Joe made sure the hikers had everything they needed or wanted, and hurried down the path to the scout camp, where he began to cook the supper, while Tom was having a wash and getting into dry underclothes and shirt. He had been to the chalet store that afternoon and restocked the larder, and secured a piece of a big, fresh steak which had just come in by motor bus. This he now broiled over as good a bed of coals as he could get from his soft wood fire. He had coffee already boiling, and hot soup, and some nice canned beans, and French fried potatoes, and a surprise for dessert--nothing less than four plates of fresh huckleberries, which he had stumbled upon while taking a walk that noon, and picked into his hat.

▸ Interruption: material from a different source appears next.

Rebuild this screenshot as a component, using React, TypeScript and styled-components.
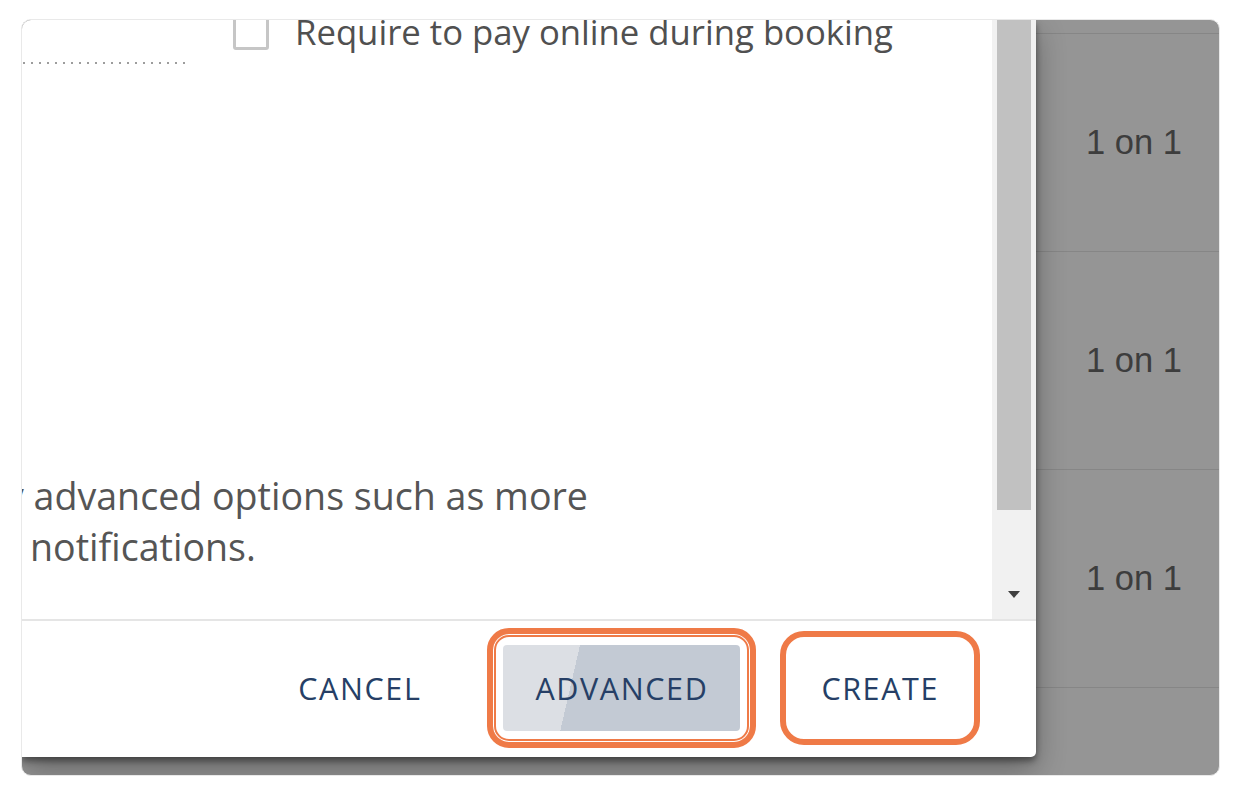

When Mills and the doctor arrived, this supper was all ready, and the two men and two boys sat down on the log seats around the rough table of boards, and ate and talked, and talked and ate, while the evening shadows crossed the lake and the lights of the big hotel could be seen twinkling through the trees. It was a jolly meal, and a good one, and Tom had never in his life felt so hungry, and deliciously lame and sore and tired, so that a long draught of hot coffee seemed to go warming and tingling through all his body.
After supper, Joe would not let him go back to the tepee camp, but went himself to see that everything was fixed for the night. Tom just sat by the blazing camp-fire, while Mills and Dr. Kent smoked, and listened to the talk of the two men, who swapped yarns about mountain climbing. The doctor had been up rock crags in the Austrian Tyrol, thrilling precipices steeper than the wall of Iceberg Lake, and he had climbed over ice and snow, also, where you had to cut steps with an ice axe. But Mills, who had never been east of Omaha in his life, had once ridden down a mountain on a snow avalanche, (needless to say, without intending to!) and had seen a mother goat standing over her kid on the ledge of a precipice fighting off a bald eagle. Tom listened with ears wide open, and though he was sleepy and tired, he was sorry when the men rose to depart.

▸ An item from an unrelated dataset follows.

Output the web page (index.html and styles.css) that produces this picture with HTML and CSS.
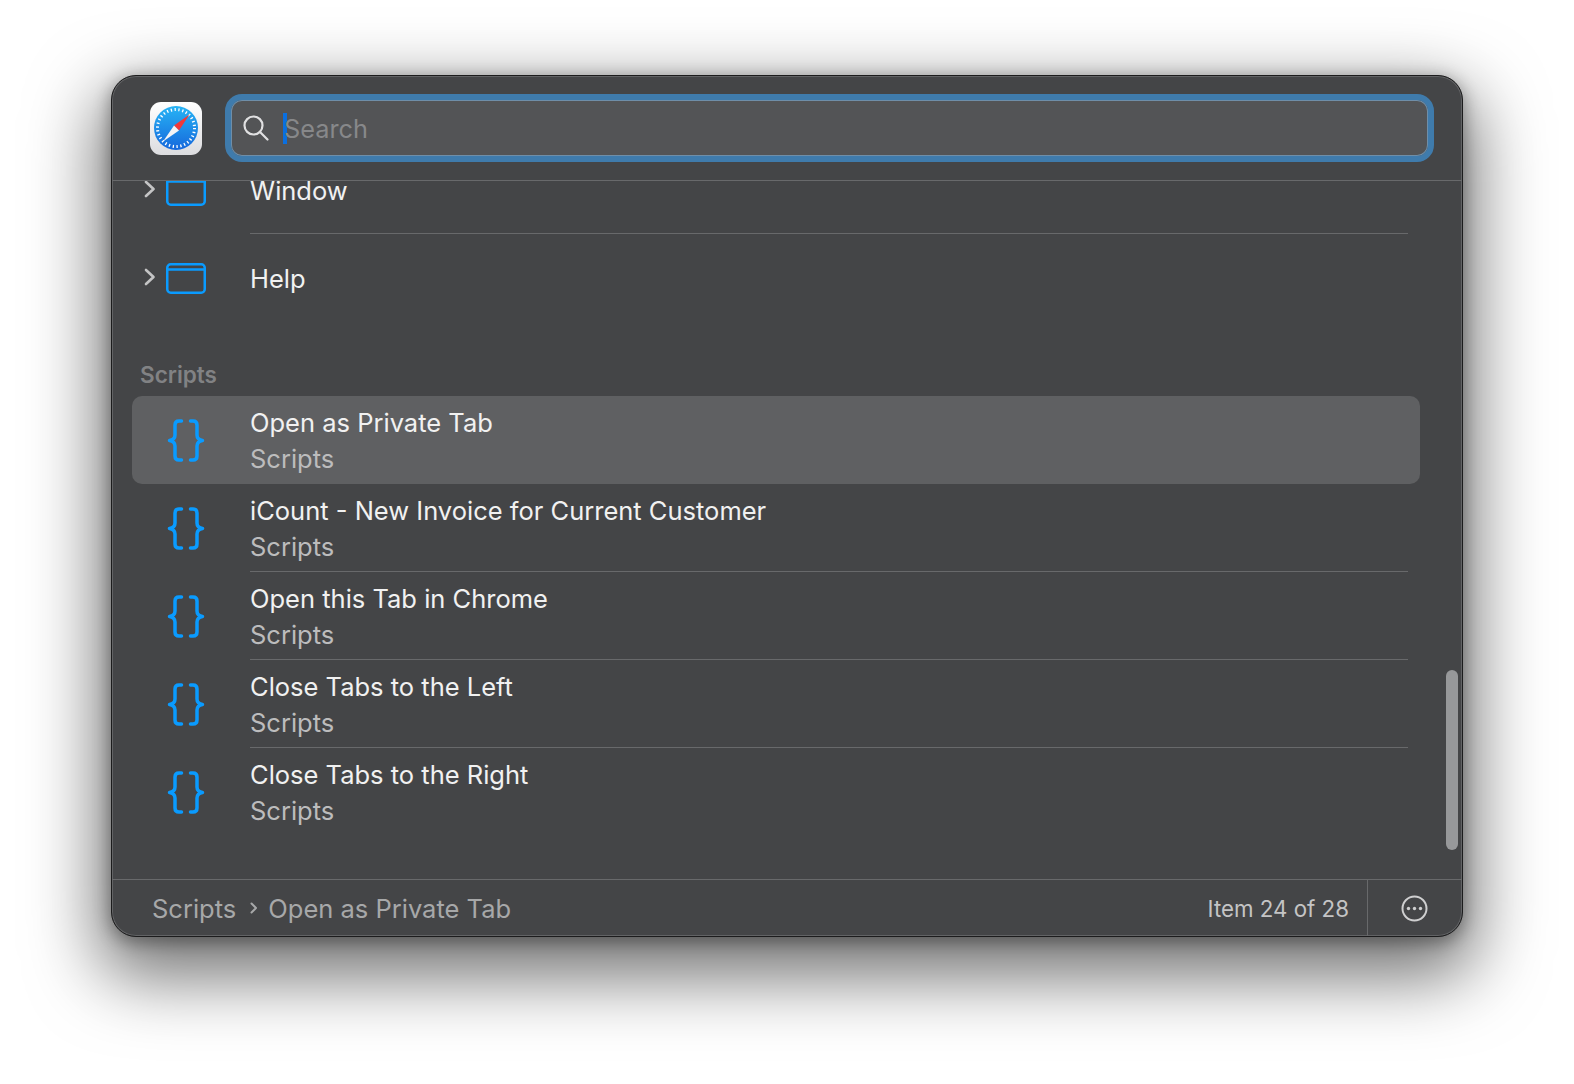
FILE: index.html
```html
<!DOCTYPE html>
<html lang="en">
<head>
<meta charset="utf-8">
<title>Search menu items</title>
<link rel="stylesheet" href="styles.css">
</head>
<body>
<svg class="defs" width="0" height="0" aria-hidden="true">
  <defs>
    <symbol id="braces" viewBox="0 0 37 43">
      <path d="M14 2h-2.500c-2.500 0-4 1.500-4 4v10c0 2.800-1.500 4.800-5.500 5.500 4 .7 5.500 2.700 5.500 5.500v10c0 2.500 1.500 4 4 4H14M23 2h2.500c2.500 0 4 1.500 4 4v10c0 2.800 1.500 4.800 5.500 5.500-4 .7-5.500 2.700-5.500 5.500v10c0 2.500-1.500 4-4 4H23"/>
    </symbol>
    <symbol id="win" viewBox="0 0 40 31">
      <rect x="1.250" y="1.250" width="37.500" height="28.500" rx="3.500"/>
      <path d="M1 6.500h38"/>
    </symbol>
    <symbol id="chev" viewBox="0 0 12 18">
      <path d="M2 2l7.500 7L2 16"/>
    </symbol>
  </defs>
</svg>
<main class="window">
  <header class="head">
    <svg class="app" viewBox="0 0 52 53" aria-label="Safari">
      <defs>
        <linearGradient id="tile" x1="0" y1="0" x2="0" y2="1"><stop offset="0" stop-color="#fff"/><stop offset="1" stop-color="#dcdcdf"/></linearGradient>
        <linearGradient id="disc" x1="0" y1="0" x2="0" y2="1"><stop offset="0" stop-color="#27b4f5"/><stop offset="1" stop-color="#1668dc"/></linearGradient>
      </defs>
      <rect width="52" height="53" rx="11" fill="url(#tile)"/>
      <circle cx="26" cy="26" r="22" fill="url(#disc)"/>
      <circle cx="26" cy="26" r="18.500" fill="none" stroke="#fff" stroke-width="3" stroke-dasharray="1.300 2.570"/>
      <path d="M39.500 12.500L24 23.500l5 5z" fill="#f0383a"/>
      <path d="M13 39.500L24 23.500l5 5z" fill="#f4f4f6"/>
    </svg>
    <div class="search">
      <svg class="glass" viewBox="0 0 26 26"><circle cx="10.500" cy="10.500" r="9"/><path d="M17 17l7.500 7.500"/></svg>
      <span class="caret"></span>
      <span class="placeholder">Search</span>
    </div>
  </header>
  <section class="list">
    <div class="scroller">
      <div class="row">
        <svg class="chev"><use href="#chev"/></svg>
        <svg class="icon win"><use href="#win"/></svg>
        <div class="body lined"><div class="title">Window</div></div>
      </div>
      <div class="row">
        <svg class="chev"><use href="#chev"/></svg>
        <svg class="icon win"><use href="#win"/></svg>
        <div class="body"><div class="title">Help</div></div>
      </div>
      <h2 class="label">Scripts</h2>
      <div class="row selected">
        <span class="chev"></span>
        <svg class="icon brace"><use href="#braces"/></svg>
        <div class="body"><div class="title">Open as Private Tab</div><div class="sub">Scripts</div></div>
      </div>
      <div class="row">
        <span class="chev"></span>
        <svg class="icon brace"><use href="#braces"/></svg>
        <div class="body lined"><div class="title">iCount - New Invoice for Current Customer</div><div class="sub">Scripts</div></div>
      </div>
      <div class="row">
        <span class="chev"></span>
        <svg class="icon brace"><use href="#braces"/></svg>
        <div class="body lined"><div class="title">Open this Tab in Chrome</div><div class="sub">Scripts</div></div>
      </div>
      <div class="row">
        <span class="chev"></span>
        <svg class="icon brace"><use href="#braces"/></svg>
        <div class="body lined"><div class="title">Close Tabs to the Left</div><div class="sub">Scripts</div></div>
      </div>
      <div class="row">
        <span class="chev"></span>
        <svg class="icon brace"><use href="#braces"/></svg>
        <div class="body"><div class="title">Close Tabs to the Right</div><div class="sub">Scripts</div></div>
      </div>
    </div>
    <div class="thumb"></div>
  </section>
  <footer class="foot">
    <div class="crumbs">
      <span>Scripts</span>
      <svg class="crumb-sep" viewBox="0 0 8 12"><path d="M1.500 1.500L6 6l-4.500 4.500"/></svg>
      <span>Open as Private Tab</span>
    </div>
    <div class="count">Item 24 of 28</div>
    <div class="more">
      <svg class="more-icon" viewBox="0 0 27 27"><circle cx="13.500" cy="13.500" r="12"/><circle class="dot" cx="7.500" cy="13.500" r="1.700"/><circle class="dot" cx="13.500" cy="13.500" r="1.700"/><circle class="dot" cx="19.500" cy="13.500" r="1.700"/></svg>
    </div>
  </footer>
</main>
</body>
</html>
```
FILE: styles.css
```css
* { box-sizing: border-box; }
html, body { height: 100%; }
body {
  margin: 0;
  padding: 75px 111px 0 111px;
  background: #fff;
  font-family: Inter, "Liberation Sans", sans-serif;
  font-weight: 430;
  overflow: hidden;
}
.defs { position: absolute; }
.window {
  width: 1352px;
  height: 862px;
  display: flex;
  flex-direction: column;
  background: #444547;
  border: 1.500px solid #1c1c1d;
  border-radius: 25px;
  box-shadow: inset 0 0 0 1px #626365, 0 28px 70px 12px rgba(0,0,0,.55), 0 4px 16px 2px rgba(0,0,0,.3);
  overflow: hidden;
}
.head {
  height: 105px;
  flex: none;
  display: flex;
  align-items: flex-start;
  padding: 26px 28px 0 38px;
  gap: 23px;
  border-bottom: 1px solid #68696b;
}
.app { width: 52px; height: 53px; flex: none; }
.search {
  flex: 1;
  height: 68px;
  margin-top: -8px;
  display: flex;
  align-items: center;
  padding-left: 12px;
  background: #535456;
  border: 6px solid #3f7bac;
  border-radius: 17px;
  box-shadow: inset 0 0 0 1px #6f8ea8;
}
.glass { width: 26px; height: 26px; flex: none; fill: none; stroke: #e0e0e1; stroke-width: 2.200; stroke-linecap: round; }
.caret { width: 4px; height: 31px; flex: none; margin-left: 14px; background: #0a6fe0; }
.placeholder { margin-left: -3px; padding-top: 1px; font-size: 25.300px; color: #87888a; }
.list { position: relative; flex: 1; min-height: 0; overflow: hidden; }
.scroller { margin-top: -35px; padding: 0 42px 0 20px; }
.row {
  height: 88px;
  display: flex;
  align-items: center;
  padding: 0 12px;
  border-radius: 10px;
}
.selected { background: #5f6062; }
.chev { width: 12px; height: 18px; flex: none; margin-right: 10px; margin-top: -2px; fill: none; stroke: #c4c4c5; stroke-width: 2.600; stroke-linecap: round; stroke-linejoin: round; }
.icon { flex: none; fill: none; stroke: #0a9bff; }
.win { width: 40px; height: 31px; stroke-width: 2.500; }
.brace { width: 40px; height: 43px; stroke-width: 3.500; stroke-linecap: round; stroke-linejoin: round; }
.body {
  flex: 1;
  align-self: stretch;
  margin-left: 44px;
  padding-top: 2px;
  display: flex;
  flex-direction: column;
  justify-content: center;
}
.lined { border-bottom: 1px solid #68696b; }
.title { font-size: 25.500px; line-height: 36px; color: #f1f1f1; }
.sub { font-size: 25.500px; line-height: 36px; color: #bcbcbd; }
.label {
  height: 74px;
  margin: 0;
  padding: 0 0 6px 8px;
  display: flex;
  align-items: flex-end;
  font-size: 22.500px;
  font-weight: 600;
  line-height: 30px;
  color: #818284;
}
.thumb {
  position: absolute;
  top: 489px;
  right: 4px;
  width: 12px;
  height: 180px;
  border-radius: 6px;
  background: #97989a;
}
.foot {
  height: 57px;
  flex: none;
  display: flex;
  align-items: center;
  border-top: 1px solid #68696b;
  padding-left: 40px;
}
.crumbs { flex: 1; display: flex; align-items: center; font-size: 25.500px; color: #a7a8a9; }
.crumb-sep { width: 8px; height: 12px; margin: 0 10px 0 14px; fill: none; stroke: #a7a8a9; stroke-width: 2; stroke-linecap: round; stroke-linejoin: round; }
.count { font-size: 22.300px; color: #c4c4c5; margin-right: 18px; }
.more { width: 95px; padding-right: 1px; align-self: stretch; display: flex; align-items: center; justify-content: center; border-left: 1px solid #68696b; }
.more-icon { width: 27px; height: 27px; fill: none; stroke: #cfcfd0; stroke-width: 2; }
.more-icon .dot { fill: #cfcfd0; stroke: none; }
```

"I'll come here for breakfast, boys, if you don't mind," the doctor said. "Those hikers may be an estimable collection of citizens and citizenesses, but I came out here to get away from folks. Good-night, Tom. We'll have to have one more climb before I go--day after to-morrow, I guess. To-morrow I'm going back to Iceberg Lake and look at the flowers more carefully. Good-night, Joe. Good-night, Mills. Thanks for coming to-day. You Rocky Mountain goat hunters don't need any course of training in the Alps."
"Good-night," the scouts called, as the two men disappeared in opposite directions.
Tom told Joe all that had happened as they got ready for bed, and ended by declaring he was too excited still to go to sleep.
Joe laughed.
"I thought I was, the first day over Piegan," said he. "But the old Rockies fooled me. I slept, all right. So'll you."
And Tom did. In fact, it is doubtful if he heard the tail end of Joe's sentence.